Debate develops the evaluation and argumentation dimensions of higher-order thinking with particular intensity. Students assigned to argue a position they may not personally hold must analyze the strongest available evidence, anticipate objections, and construct responses to opposing arguments. The requirement to defend a claim under adversarial conditions accelerates the development of logical reasoning and evidential judgment.

Hexagonal thinking is a practical tool for analysis and synthesis across subject areas. By placing concepts on hexagons and physically arranging them to show connections, students must articulate why two ideas are related — not just assert that they are. The act of explaining a connection requires analysis of both concepts. The visible spatial arrangement of ideas supports the kind of relational thinking that underpins Bloom's taxonomy levels of analysis and evaluation.

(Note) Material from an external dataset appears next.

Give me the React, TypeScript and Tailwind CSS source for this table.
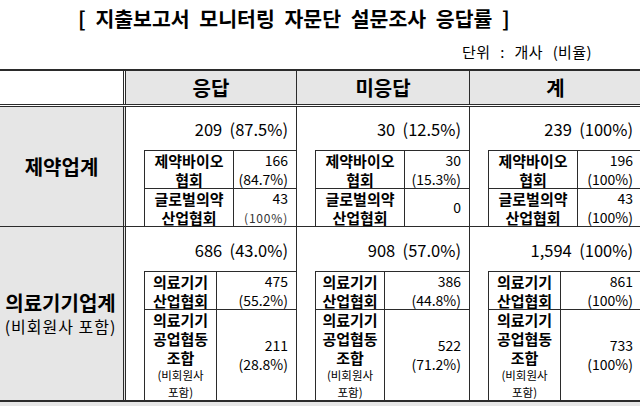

All three methods share a structural feature: they require students to exert cognitive effort on the material rather than receive it. The active learning connection to higher-order thinking is not incidental. Higher-order cognitive work is, by definition, active, it cannot be performed by a passive recipient of information, only by a learner who is doing something with knowledge.

Sources

  1. Bloom, B. S. (Ed.). (1956). Taxonomy of Educational Objectives: The Classification of Educational Goals, Handbook I: Cognitive Domain. David McKay Company.

  2. Anderson, L. W., & Krathwohl, D. R. (Eds.). (2001). A Taxonomy for Learning, Teaching, and Assessing: A Revision of Bloom's Educational Objectives. Longman.

  3. Bransford, J. D., Brown, A. L., & Cocking, R. R. (Eds.). (2000). How People Learn: Brain, Mind, Experience, and School (Expanded ed.). National Academy Press.

  4. Willingham, D. T. (2009). Why Don't Students Like School? A Cognitive Scientist Answers Questions About How the Mind Works and What It Means for the Classroom. Jossey-Bass.